I let him in, and he stumbled. He was wearing a tan raincoat and he pressed it tight against his belly with both hands, but even the raincoat didn’t stop the blood from seeping through his fingers.
“On the bed,” I said, and grabbed his arm and helped him over to it. He wouldn’t lie down. He sat there on the edge of the bed and held his stomach.
“Oh, God, I hurt! Get a doctor, get me a doctor.”
I picked up the phone and dialed the operator. “Send a doctor up to 429,” I said. “A man has been injured.”
She didn’t argue or ask questions. “I’ll call the emergency ambulance.”
“Do something,” I snapped.
Ogden had fallen over on the bed, his head rested on the pillow, his feet were still on the floor, and his hands still clutched the widening red stain on his raincoat.
“In the lobby,” he muttered. “He used the goddamn knife right in the lobby.”
“Who?”
“Both of them were there. That bitch giggled when he did it.” Ogden groaned and the groan grew into a scream. “Why do I have to suffer so?” he moaned, but I couldn’t think of an answer.
“Who was in the lobby, Ogden?” I said.
“Get me a doctor. Get me a goddamn doctor.”
“He’s on his way.
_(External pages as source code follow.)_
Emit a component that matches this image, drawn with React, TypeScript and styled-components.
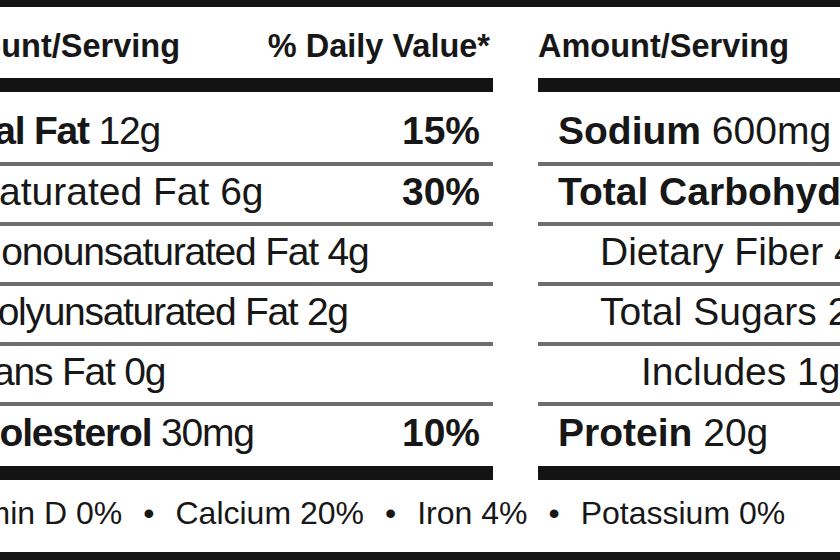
import React from "react";
import styled, { createGlobalStyle } from "styled-components";

const GlobalStyle = createGlobalStyle`
  html, body {
    margin: 0;
    padding: 0;
    background: #ffffff;
  }
  body {
    font-family: "Liberation Sans", Arial, Helvetica, sans-serif;
    color: #171717;
  }
`;

const Page = styled.div`
  width: 840px;
  height: 560px;
  overflow: hidden;
  background: #ffffff;
`;

const Label = styled.div`
  margin-left: -71px;
  width: 1173px;
  border-top: 7px solid #151515;
  border-bottom: 8px solid #151515;
`;

const Columns = styled.div`
  display: grid;
  grid-template-columns: 564px 564px;
  column-gap: 45px;
`;

const Column = styled.section`
  display: flex;
  flex-direction: column;
`;

const HeaderRow = styled.div`
  display: flex;
  justify-content: space-between;
  align-items: flex-start;
  box-sizing: border-box;
  height: 71px;
  padding: 23px 3px 0 0;
  font-size: 32.5px;
  line-height: 32px;
  font-weight: 700;
  white-space: nowrap;
`;

const ThickRule = styled.div`
  height: 14px;
  background: #131313;
`;

type Pos = "first" | "middle" | "last";

const Row = styled.div<{ $indent: number; $pos: Pos }>`
  display: flex;
  justify-content: space-between;
  align-items: flex-start;
  box-sizing: border-box;
  white-space: nowrap;
  font-size: 39px;
  line-height: 39px;
  padding-left: ${(p) => p.$indent}px;
  padding-right: 13px;
  height: ${(p) => (p.$pos === "first" ? 74 : 60)}px;
  padding-top: ${(p) => (p.$pos === "first" ? 19 : p.$pos === "last" ? 7 : 6)}px;
  border-bottom: ${(p) => (p.$pos === "last" ? "none" : "4px solid #6e6e6e")};
`;

const Label_ = styled.span<{ $tracking: number }>`
  letter-spacing: ${(p) => p.$tracking}px;
`;

const Name = styled.span<{ $bold?: boolean }>`
  font-weight: ${(p) => (p.$bold ? 700 : 400)};
`;

const Amount = styled.span`
  font-weight: 400;
`;

const Percent = styled.span`
  font-weight: 700;
`;

const VitaminRow = styled.div`
  display: flex;
  align-items: flex-start;
  box-sizing: border-box;
  height: 72px;
  padding-top: 17px;
  font-size: 32px;
  line-height: 32px;
  white-space: nowrap;
`;

const Bullet = styled.span`
  margin: 0 21px;
`;

type Item = {
  name: string;
  bold?: boolean;
  amount: string;
  dv?: string;
  indent: number;
  tracking?: number;
};

const leftItems: Item[] = [
  { name: "Total Fat", bold: true, amount: "12g", dv: "15%", indent: 11, tracking: -1.2 },
  { name: "Saturated Fat", amount: "6g", dv: "30%", indent: 44 },
  { name: "Monounsaturated Fat", amount: "4g", indent: 41, tracking: -1.2 },
  { name: "Polyunsaturated Fat", amount: "2g", indent: 44, tracking: -1.3 },
  { name: "Trans Fat", amount: "0g", indent: 31, tracking: -1.2 },
  { name: "Cholesterol", bold: true, amount: "30mg", dv: "10%", indent: 21, tracking: -1.2 },
];

const rightItems: Item[] = [
  { name: "Sodium", bold: true, amount: "600mg", dv: "26%", indent: 20 },
  { name: "Total Carbohydrate", bold: true, amount: "15g", dv: "5%", indent: 20 },
  { name: "Dietary Fiber", amount: "4g", dv: "14%", indent: 62 },
  { name: "Total Sugars", amount: "2g", indent: 62 },
  { name: "Includes", amount: "1g Added Sugars", dv: "2%", indent: 103 },
  { name: "Protein", bold: true, amount: "20g", indent: 20 },
];

const vitamins = ["Vitamin D 0%", "Calcium 20%", "Iron 4%", "Potassium 0%"];

function NutrientColumn({ items }: { items: Item[] }) {
  return (
    <Column>
      <HeaderRow>
        <span>Amount/Serving</span>
        <span>% Daily Value*</span>
      </HeaderRow>
      <ThickRule />
      {items.map((it, i) => (
        <Row
          key={it.name}
          $indent={it.indent}
          $pos={i === 0 ? "first" : i === items.length - 1 ? "last" : "middle"}
        >
          <Label_ $tracking={it.tracking ?? 0}>
            <Name $bold={it.bold}>{it.name}</Name> <Amount>{it.amount}</Amount>
          </Label_>
          {it.dv ? <Percent>{it.dv}</Percent> : null}
        </Row>
      ))}
      <ThickRule />
    </Column>
  );
}

export default function App() {
  return (
    <>
      <GlobalStyle />
      <Page>
        <Label>
          <Columns>
            <NutrientColumn items={leftItems} />
            <NutrientColumn items={rightItems} />
          </Columns>
          <VitaminRow>
            {vitamins.map((v, i) => (
              <React.Fragment key={v}>
                {i > 0 ? <Bullet>•</Bullet> : null}
                <span>{v}</span>
              </React.Fragment>
            ))}
          </VitaminRow>
        </Label>
      </Page>
    </>
  );
}
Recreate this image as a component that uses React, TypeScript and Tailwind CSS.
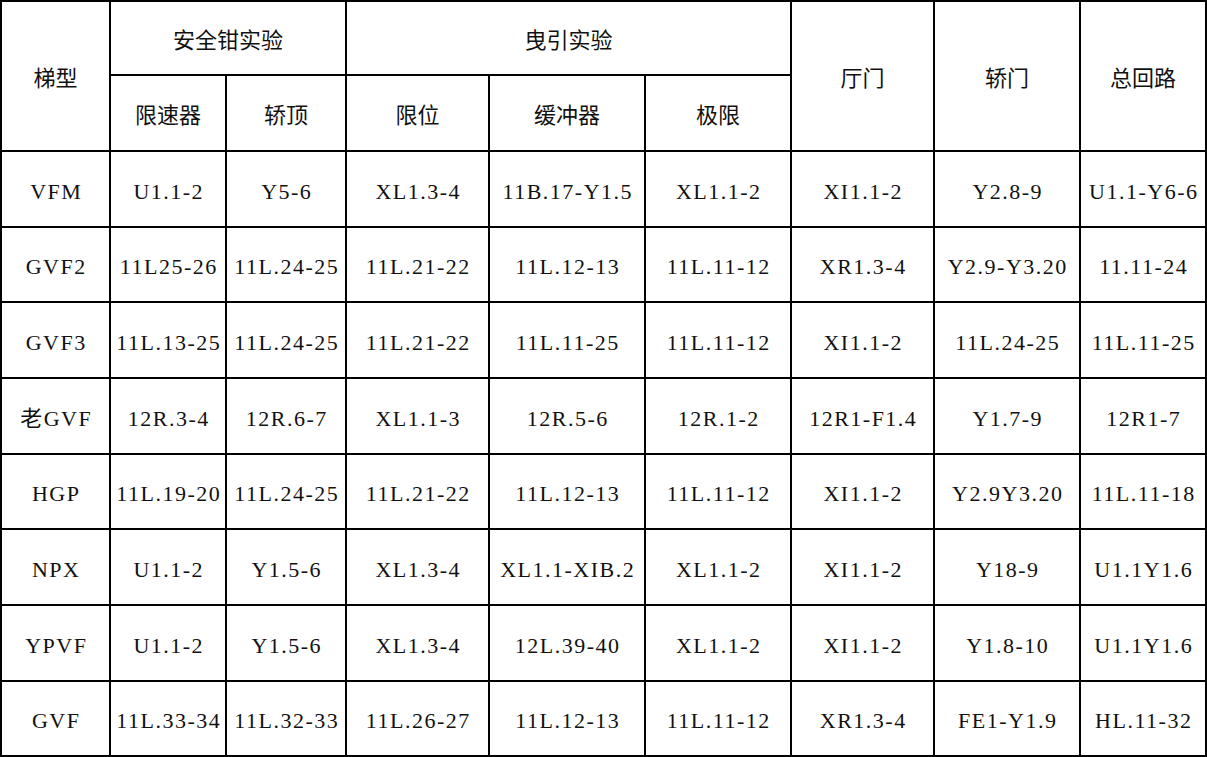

Who was in the lobby?”
“You got the money?” he said, and struggled to get up. “You got the money? Lemme see it. Lemme see the money.”
“It’s not here; it’s in the vault. Who stabbed you, Ogden?”
“I saw ’em on the train and then they came here and the bitch giggled when he did it.”
“Who, goddamnit?” I said.
“That pimp, Freddie. That pimp and his whore.”
“Freddie who?”
Freddie something he started to say but the blood bubbled out of his mouth, and then there was a big gush of it that went all over the pillow, and Lieutenant Kenneth Ogden of the New York Police Department’s vice squad lay still on the bed, very still and dead.
The phone rang and I picked it up. “We’re downstairs and on our way up,” Demeter said.
“You’re too late,” I said, and hung up.
CHAPTER FIFTEEN
THE ASSISTANT MANAGER OF the Madison gave me another room on another floor and looked as if he wished that I would go to another hotel, preferably in another town. After I had told my story to three plain-clothes detectives from the homicide squad who had been summoned by Lieutenant Demete
r, I told it again. And then, just to make sure that I’d left nothing out, I told it a third time. When one of the homicide detectives asked for a fourth rendition, I turned to Demeter, who leaned against the door and stared at the body of his former FBI Academy classmate, Lieutenant Kenneth Ogden of the New York Police Department. Fastnaught was at the window looking at the rain.
“The fourth time won’t be any different from the third or the second or the first,” I said.
Demeter didn’t look at me; he kept on staring at the body on the bed. “Just tell it, St. Ives. Just tell what happened.”
So I told the three homicide detectives how Ogden had died on the bed in my room. One of the detectives was a weary fifty, a stocky man with spiky inch-long gray hair that formed a kind of a dull halo around his face. It was the face of a disappointed listener who had grown tired of waiting for punch lines that never came.
“Start with last night this time, Mr. St. Ives,” he said. “When Ogden approached you in your hotel in New York.”
After I told it for the fourth time they removed the body of Ogden on a wheeled stretcher. Technicians and blue coats had been in and out of the room, poking into the medicine cabinet, counting my socks in the bureau, and making themselves generally useful. Somebody took some pictures of Ogden’s body, but no one bothered about fingerprints. The assistant manager had been in and out twice, looking mortified the first time and despondent the second. The third time he showed up while they were wheeling the body out and this time he looked alarmed. “Down the service elevator, please, down the service elevator,” he said, turning to Demeter. “Can’t you tell them to take it down the service elevator?”
“We’re parked out front,” one of the ambulance attendants said.
“The service elevator,” Demeter said, and I thought the assistant manager might kiss his hand.
“It’s awful,” the assistant manager said to no one in particular. “It’s just God-awful.”
“Tell you what you do,” Demeter said.